Le monde n’est pas une boîte remplie d’objets, ni une maison remplie de gens. Drôle de maison qui ne cesserait de produire de nouveaux habitants, et dont les murs, le sol et le toit seraient quasi littéralement composés des restes des anciens locataires. Le vivant ne cesse de modifier en retour le milieu dont il émerge, de sorte que la Terre peut être efficacement abordée comme un «quasi-organisme» – selon la proposition du climatologue James Lovelock.
Entre la mer et le karst, de vieilles histoires affleurent parfois à la surface ; encore faut-il avoir les outils pour les lire.
A Port-Miou, la dernière calanque avant Cassis, on peut apercevoir à la surface l’écoulement d’une énorme rivière souterraine. Cette résurgence d’eau saumâtre émane d’une galerie de 400 m² de section (20 x 20m), et coule à un débit de 3000 l par seconde, pouvant aller jusqu’à plusieurs dizaines de milliers de litres en crue. Derrière cette source, se cachent quelques événements géologiques structurants de l’histoire de la Méditerranée – et d’importants enjeux industriels, contemporains cette fois, liés à l’approvisionnement en eau potable.

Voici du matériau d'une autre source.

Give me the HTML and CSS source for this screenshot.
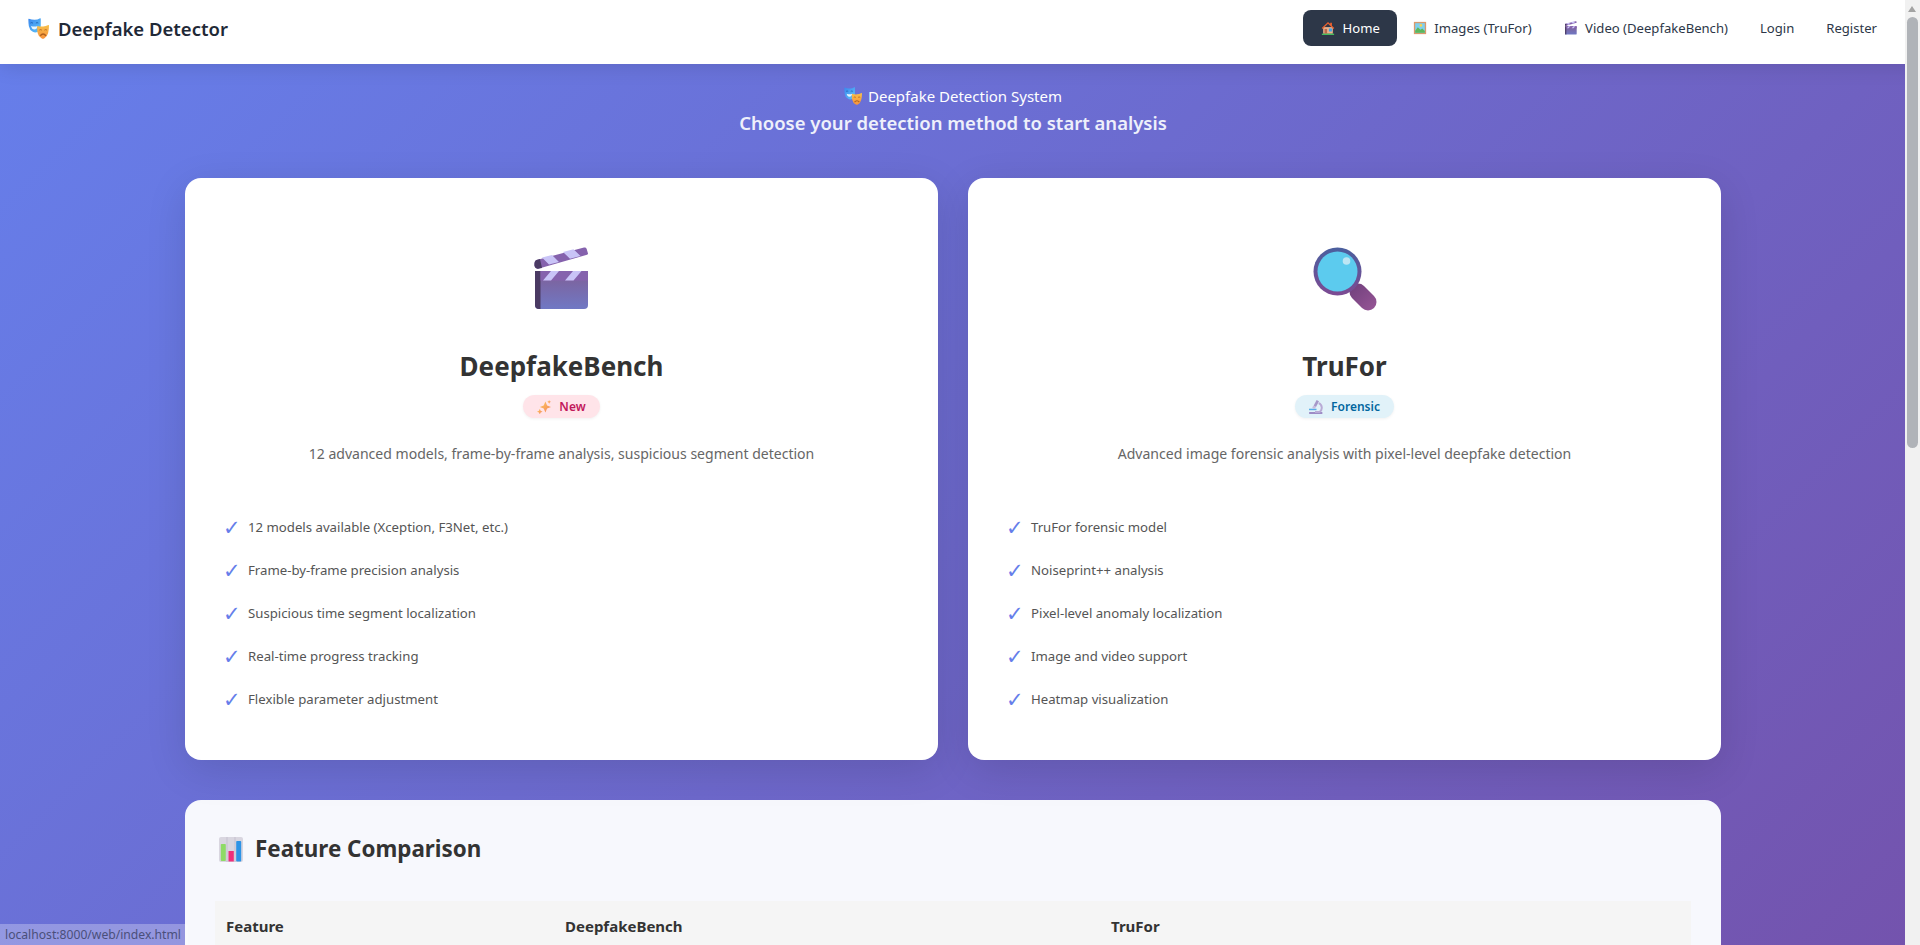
FILE: index.html
```html
<!DOCTYPE html>
<html lang="en">
<head>
<meta charset="utf-8">
<title>Deepfake Detector</title>
<link rel="stylesheet" href="styles.css">
</head>
<body>
<svg class="defs" width="0" height="0" aria-hidden="true">
  <defs>
    <linearGradient id="mb" x1="0" y1="0" x2="1" y2="1"><stop offset="0" stop-color="#3a86ee"/><stop offset="1" stop-color="#5fc4f7"/></linearGradient>
    <linearGradient id="mo" x1="0" y1="0" x2="0" y2="1"><stop offset="0" stop-color="#f7c04a"/><stop offset="1" stop-color="#f8923c"/></linearGradient>
    <linearGradient id="cb" x1="0" y1="0" x2="0" y2="1"><stop offset="0" stop-color="#7f5f96"/><stop offset="1" stop-color="#7078c4"/></linearGradient>
    <linearGradient id="ring" x1="0" y1="0" x2="0" y2="1"><stop offset="0" stop-color="#4a5f9e"/><stop offset="1" stop-color="#7d4a92"/></linearGradient>
    <linearGradient id="hand" gradientUnits="userSpaceOnUse" x1="40" y1="40" x2="60" y2="60"><stop offset="0" stop-color="#74427f"/><stop offset="1" stop-color="#925393"/></linearGradient>
    <linearGradient id="spark" x1="0" y1="0" x2="1" y2="1"><stop offset="0" stop-color="#fcc85e"/><stop offset="1" stop-color="#f5855b"/></linearGradient>
    <symbol id="masks" viewBox="0 0 24 24">
      <path d="M1 .8Q4 2 7.500 2T13.800 .2q.7-.2.8.6V9q0 5-3.300 6.800-3 1.400-5.800 0Q1.800 14 1 9.500 .4 5 .4 1.400 .4 .7 1 .8z" fill="url(#mb)"/>
      <path d="M2.800 5.800q1.300-1 2.800 0M9 5.800q1.400-1 2.800 0" stroke="#1b5fb0" stroke-width="1" fill="none"/>
      <path d="M3.500 9q3.800 1.500 7.500 0-.8 4-3.700 4T3.500 9z" fill="#e8f6ff"/>
      <path d="M11 9q3 1 6.200.8T23.200 8q.8-.2.8.6 0 4.500-1 8.400-1 4.500-4.600 6.400-1.300.7-2.600 0-3.800-1.800-4.800-6.400C10.200 14 10.300 9 11 9z" fill="url(#mo)"/>
      <path d="M13 13.800q1.300-1 2.800 0M18.800 13.800q1.300-1 2.800 0" stroke="#b0601e" stroke-width="1" fill="none"/>
      <path d="M14 20.300q3.300-4 6.500 0" stroke="#b0601e" stroke-width="1.500" fill="none"/>
    </symbol>
    <symbol id="house" viewBox="0 0 16 16">
      <rect x="2.500" y="7" width="11" height="7.500" fill="#eeb48c"/>
      <path d="M8 1L.8 8l1 1L8 3l6.200 6 1-1L12.500 5.400V2h-2v1.500z" fill="#e8602f"/>
      <rect x="4" y="9" width="3" height="5.500" fill="#b9694a"/>
      <rect x="9" y="8.500" width="3.500" height="3.500" fill="#3fa3e8"/>
      <rect x="1" y="14.500" width="14" height="1.300" fill="#4cd964"/>
    </symbol>
    <symbol id="picture" viewBox="0 0 16 16">
      <rect x="1" y="1" width="14" height="14" fill="#d99a6c"/>
      <rect x="2.500" y="2.500" width="11" height="11" fill="#7fd0ee"/>
      <circle cx="9" cy="5" r="1.500" fill="#fcd34d"/>
      <path d="M2.500 11l3-4 3 3 2-1.500 3 3v2h-11z" fill="#5eb85a"/>
    </symbol>
    <symbol id="clapper" viewBox="0 0 56 64">
      <path d="M1 24h53v34a4 4 0 0 1-4 4H5a4 4 0 0 1-4-4z" fill="url(#cb)"/>
      <path d="M1 24h5.500v38H5a4 4 0 0 1-4-4z" fill="#4a3a63"/>
      <rect x="6.500" y="24" width="47.500" height="9.500" fill="#8562ad"/>
      <path d="M9 33.500L17 24h8l-8 9.500zM31 33.500L39 24h8.500l-8 9.500z" fill="#c9c4f7"/>
      <path d="M2.500 13L50 .6q2-.4 2.700 1.400l1.300 4.400q.3 1-1 1.400L5 21.500Q1.500 22.500.5 19 0 14 2.500 13z" fill="#8562ad"/>
      <path d="M2.500 13l3.500-1 2 9L5 21.500Q1.500 22.500.5 19 0 14 2.500 13z" fill="#4a3a63"/>
      <path d="M8 10.500l10-2.600 7 7L15 17.500zM29 5l10.500-2.700 7 6.600L36 11.800z" fill="#c9c4f7"/>
    </symbol>
    <symbol id="lens" viewBox="0 0 64 64">
      <path d="M45 45L55 55" stroke="url(#hand)" stroke-width="17" stroke-linecap="round"/>
      <circle cx="24.500" cy="24.500" r="24" fill="url(#ring)"/>
      <circle cx="24.500" cy="24.500" r="20" fill="#5ccbee"/>
      <circle cx="33.500" cy="14" r="3.800" fill="#bde6f4"/>
    </symbol>
    <symbol id="sparkles" viewBox="0 0 15 15">
      <path d="M9 1.500l1.800 4.300 4.200 1.700-4.200 1.700L9 13.500 7.200 9.200 3 7.500l4.200-1.700z" fill="url(#spark)"/>
      <path d="M3 9.500l.9 2.100 2.100.9-2.100.9-.9 2.100-.9-2.100-2.100-.9 2.100-.9z" fill="url(#spark)"/>
      <path d="M13 0l.6 1.400 1.400.6-1.400.6-.6 1.400-.6-1.400-1.400-.6 1.400-.6z" fill="url(#spark)"/>
    </symbol>
    <symbol id="scope" viewBox="0 0 14 14">
      <rect x="0" y="12" width="13.500" height="2" rx=".7" fill="#9d8cc6"/>
      <path d="M7.600 0l2.400 1.300L7 7 4.600 5.700z" fill="#a698c9"/>
      <path d="M9.700 3.200a5 5 0 0 1 .8 8.800H6" stroke="#b9abd6" stroke-width="2" fill="none"/>
      <rect x="0" y="8.700" width="7.500" height="1.500" fill="#58aee8"/>
      <circle cx="5" cy="7.300" r="1.500" fill="#c7bde0"/>
    </symbol>
    <symbol id="chart" viewBox="0 0 24 25">
      <rect width="24" height="25" rx="2" fill="#d9d6e0"/>
      <path d="M8 0v25M16 0v25" stroke="#bdb9c8" stroke-width=".7"/>
      <rect x="1.800" y="7" width="5" height="17" rx=".8" fill="#8edb66"/>
      <rect x="9.500" y="14" width="5.300" height="10.500" fill="#ee2f7a"/>
      <rect x="17.200" y="4" width="5" height="20.500" rx=".8" fill="#2d93e6"/>
    </symbol>
  </defs>
</svg>

<div class="page">
  <nav class="navbar">
    <a class="brand"><svg class="brand-icon"><use href="#masks"/></svg><span>Deepfake Detector</span></a>
    <div class="nav-links">
      <a class="nav-link active"><svg class="nav-icon"><use href="#house"/></svg>Home</a>
      <a class="nav-link"><svg class="nav-icon"><use href="#picture"/></svg>Images (TruFor)</a>
      <a class="nav-link"><svg class="nav-icon"><use href="#clapper"/></svg>Video (DeepfakeBench)</a>
      <a class="nav-link">Login</a>
      <a class="nav-link">Register</a>
    </div>
  </nav>

  <main class="content">
    <header class="hero">
      <p class="hero-title"><svg class="hero-icon"><use href="#masks"/></svg>Deepfake Detection System</p>
      <p class="hero-sub">Choose your detection method to start analysis</p>
    </header>

    <section class="cards">
      <article class="card">
        <div class="card-icon"><svg class="big-icon"><use href="#clapper"/></svg></div>
        <h2 class="card-title">DeepfakeBench</h2>
        <div class="badge-row"><span class="badge badge-new"><svg class="badge-icon"><use href="#sparkles"/></svg>New</span></div>
        <p class="card-desc">12 advanced models, frame-by-frame analysis, suspicious segment detection</p>
        <ul class="features">
          <li>12 models available (Xception, F3Net, etc.)</li>
          <li>Frame-by-frame precision analysis</li>
          <li>Suspicious time segment localization</li>
          <li>Real-time progress tracking</li>
          <li>Flexible parameter adjustment</li>
        </ul>
      </article>
      <article class="card">
        <div class="card-icon"><svg class="big-icon"><use href="#lens"/></svg></div>
        <h2 class="card-title">TruFor</h2>
        <div class="badge-row"><span class="badge badge-forensic"><svg class="badge-icon"><use href="#scope"/></svg>Forensic</span></div>
        <p class="card-desc">Advanced image forensic analysis with pixel-level deepfake detection</p>
        <ul class="features">
          <li>TruFor forensic model</li>
          <li>Noiseprint++ analysis</li>
          <li>Pixel-level anomaly localization</li>
          <li>Image and video support</li>
          <li>Heatmap visualization</li>
        </ul>
      </article>
    </section>

    <section class="compare">
      <h3 class="compare-title"><svg class="chart-icon"><use href="#chart"/></svg>Feature Comparison</h3>
      <table class="compare-table">
        <thead><tr><th class="col-a">Feature</th><th class="col-b">DeepfakeBench</th><th>TruFor</th></tr></thead>
      </table>
    </section>
  </main>

  <div class="scrollbar"><span class="arrow"></span><span class="thumb"></span></div>
  <div class="status">localhost:8000/web/index.html</div>
</div>
</body>
</html>
```

FILE: styles.css
```css
* { box-sizing: border-box; }
html, body { margin: 0; height: 100%; overflow: hidden; }
body { font-family: "Noto Sans", "Open Sans", sans-serif; color: #333; }
.defs { position: absolute; }
.page { position: relative; height: 945px; overflow: hidden; background: #7650ab; }

.navbar {
  position: relative; z-index: 2;
  height: 64px; padding: 10px 12px 0 28px; background: #fff;
  display: flex; align-items: flex-start; justify-content: space-between;
  box-shadow: 0 2px 20px rgba(0,0,0,.12);
}
.brand { display: flex; align-items: center; gap: 9px; height: 36px; font-size: 18.5px; font-weight: 600; color: #1f2937; }
.brand-icon { width: 21px; height: 21px; }
.nav-links { display: flex; align-items: center; margin-right: 15px; }
.nav-link { display: flex; align-items: center; height: 36px; padding: 0 16px; border-radius: 8px; font-size: 13.1px; color: #2d3748; }
.nav-link.active { padding: 0 17px 0 18px; background: #2d3748; color: #fff; }
.nav-icon { width: 14px; height: 14px; margin-right: 7.5px; }

.content {
  height: 881px; padding: 22px 199px 0 185px;
  background: linear-gradient(135deg, #667eea 0%, #764ba2 100%) 0 0 / 1920px 1400px no-repeat;
}
.hero { text-align: center; color: #fff; margin-bottom: 42px; }
.hero-title { margin: 0; display: flex; align-items: center; justify-content: center; gap: 6px; font-size: 15px; line-height: 20px; }
.hero-icon { width: 18px; height: 18px; }
.hero-sub { margin: 4px 0 0; font-size: 18.5px; line-height: 26px; font-weight: 600; color: #eef0fb; }

.cards { display: grid; grid-template-columns: 1fr 1fr; gap: 30px; }
.card { height: 582px; padding: 69px 40px 0; background: #fff; border-radius: 16px; box-shadow: 0 10px 40px rgba(0,0,0,.12); }
.card-icon { display: flex; justify-content: center; height: 64px; }
.big-icon { width: 64px; height: 64px; }
.card-title { margin: 36px 0 0; text-align: center; font-size: 26px; line-height: 38px; font-weight: 700; color: #333; }
.badge-row { display: flex; justify-content: center; margin-top: 10px; }
.badge { display: flex; align-items: center; height: 23px; padding: 0 14px; border-radius: 12px; font-size: 12px; font-weight: 600; box-shadow: 0 1px 3px rgba(0,0,0,.06); }
.badge-new { background: #ffe4e9; color: #c2185b; }
.badge-forensic { background: #e1f2f9; color: #01669f; }
.badge-icon { width: 14px; height: 14px; margin-right: 8px; }
.card-desc { margin: 25px 0 0; text-align: center; font-size: 14.05px; line-height: 22px; color: #666; }
.features { list-style: none; margin: 41px 0 0; padding: 0; }
.features li { position: relative; height: 43px; padding-left: 23px; font-size: 13.2px; line-height: 43px; color: #555; }
.features li::before { content: "✓"; position: absolute; left: -2px; top: 1px; font-family: "DejaVu Sans", sans-serif; font-size: 21px; font-weight: 700; color: #667eea; }

.compare { margin-top: 40px; height: 300px; padding: 31px 30px 30px; background: #f7f8fd; border-radius: 16px; }
.compare-title { margin: 0; display: flex; align-items: center; gap: 12px; font-size: 22.4px; line-height: 36px; font-weight: 700; color: #333; }
.chart-icon { width: 24px; height: 25px; margin-left: 4px; }
.compare-table { width: 100%; margin-top: 34px; border-collapse: collapse; table-layout: fixed; }
.compare-table th { padding: 15px 11px; background: #f5f5f5; text-align: left; font-size: 15px; font-weight: 700; color: #333; }
.col-a { width: 339px; }
.col-b { width: 546px; }

.scrollbar { position: absolute; z-index: 3; top: 0; right: 0; bottom: 0; width: 15px; background: #f1f1f1; }
.arrow { position: absolute; top: 6px; left: 3px; border: 4.500px solid transparent; border-top: 0; border-bottom: 6px solid #a3a3a3; }
.thumb { position: absolute; top: 17px; left: 2px; width: 11px; height: 431px; border-radius: 6px; background: #b0b3b8; }
.status {
  position: absolute; z-index: 3; left: 0; bottom: 0; height: 21px; padding: 0 7px 0 5px;
  background: rgba(255,255,255,.28); border-top-right-radius: 3px;
  font-size: 12.15px; line-height: 21px; color: #4a4f7a;
}
```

Sous la direction du karstologue Eric Gilli, géologue et professeur à l’université Paris-VIII, l’hydrogéologue Thomas Cavalera a étudié la résurgence de Port-Miou dans le cadre d’une thèse co-financée par l’État et le Groupe des Eaux de Marseille (SEM) et appuyée par le Conservatoire du littoral.
La résurgence de Port-Miou (panache visible du haut vers le bas)
Pourquoi les Eaux de Marseille ont-elles soutenu ce travail?
Thomas Cavalera : Ces résurgences d’eau douce en milieu marin sont nombreuses en Méditerranée. Il est difficile d’en évaluer la quantité avec précision, mais on estime qu’elles pourraient alimenter 300 millions de personnes. Pour l’instant, les ressources d’eau terrestre ne manquent pas suffisamment pour qu’on s’y précipite, mais disons que cette eau disponible suscite tout de même un certain intérêt.
Combien de temps avez-vous consacré au terrain?
Deux ans. Et donc pas mal de spéléologie. Avec l’aide de plongeurs qui m’ont aidé à placer les appareils de mesure. Un peu en amont de la résurgence, une galerie a été creusée dans la roche pour atteindre la rivière, à un endroit où on peut sortir la tête de l’eau – ce qu’on appelle une « cloche à l’air libre». On atteint cette cloche par une échelle de 50 m environ.
Depuis ma thèse, que j’ai réalisée entre 2003 et 2007, deux thèses en lien avec la résurgence de Port-Miou ont été engagées. La question demeure entière: pourquoi l’eau de cette résurgence est-elle saumâtre et non pas douce? Le travail continue.
Bassin géographique d’alimentation des sources sous-marines (hypothèse)
Pourquoi l’eau de cette résurgence est-elle saumâtre?
Deux hypothèses peuvent être retenues. La première est celle du «biseau salé». L’eau de mer peut pénétrer profondément, par la terre, et se mêler à des nappes d’eau douce, de telle sorte que l’eau qui sort à l’arrivée est saumâtre.
Mais le calcaire est une roche solide et imperméable, qui se prête mal à ce phénomène, plutôt caractéristique des roches poreuses. Il existe une autre hypothèse, qui nous emmène plus loin.
Allons-y.
Le niveau des océans varie selon les variations du climat. Au cours du dernier million d’année, la Méditerranée a connu des différences notables de niveau, jusqu’à plusieurs dizaines de mètres.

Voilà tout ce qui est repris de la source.